JAKARTA - Ketua Umum Asosiasi E-commerce Indonesia (idEA) Bima Laga mengatakan, usulan larangan penjualan produk impor di bawah 100 dolar AS atau sekitar Rp1,5 juta di platform online e-commerce maupun social commerce dalam revisi Permendag No. 50/2020 dikhawatirkan dapat mengganggu penawaran dan permintaan.

"Kalau (usulan tersebut) mengganggu supply dan demand nantinya kan yang kena impact (dampak) customer," kata Bima kepada wartawan ditemui di kawasan Kebayoran Baru, Jakarta Selatan, Jumat, 8 September.

Di sisi lain, Bima khawatir adanya usulan tersebut bisa mengakibatkan UMKM menjadi lumpuh.

Sebab, banyak barang produksi atau kebutuhan yang diperlukan tak dapat diperoleh karena belum tersedia di Indonesia.

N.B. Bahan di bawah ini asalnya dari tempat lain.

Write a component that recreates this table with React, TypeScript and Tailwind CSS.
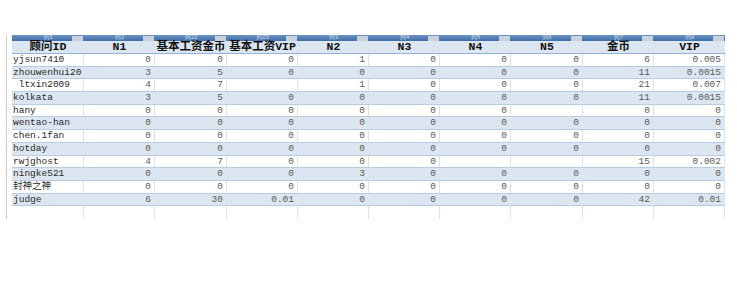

"Akan tetapi, jangan sampai nantinya setelah aturan ini keluar dan mungkin dalam jangka waktu yang ditentukan misalnya tidak boleh ada barang-barang yang tidak bisa ditemukan yang belum ada di dalam negeri itu," ujarnya.

Diberitakan sebelumnya, Menteri Perdagangan (Mendag) Zulkifli Hasan membenarkan soal rencana larangan penjualan barang impor dengan harga di bawah 100 dolar AS atau setara Rp1,5 juta (asumsi kurs Rp15.000 per dolar) di platform belanja digital (e-commerce) atau online.

"Barang yang dijual itu juga ada harga minimalnya, enggak semua (bisa dijual). Masa kecap harus impor, UMKM aja kan bisa bikin sambal. Maka saya usulkan, harganya (minimal) 100 dolar AS," katanya saat ditemui di Hotel Four Season, Jumat, 28 Juli.

Zulhas, sapaan akrab Zulkifli Hasan menjelaskan, usulan larangan penjualan produk impor dengan harga minimum 100 dolar AS ini akan diatur dalam revisi Peraturan Menteri Perdagangan (Permendag) Nomor 50 Tahun 2020 tentang Perizinan Usah, Periklanan, Pembinaan, dan Pengawasan Pelaku Usaha dalam Perdagangan Melalui Elektronik (PPMSE).

Lebih lanjut, dia mengatakan, revisi Permendag 50 Tahun 2020 saat ini masih dalam proses harmonisasi antara kementerian.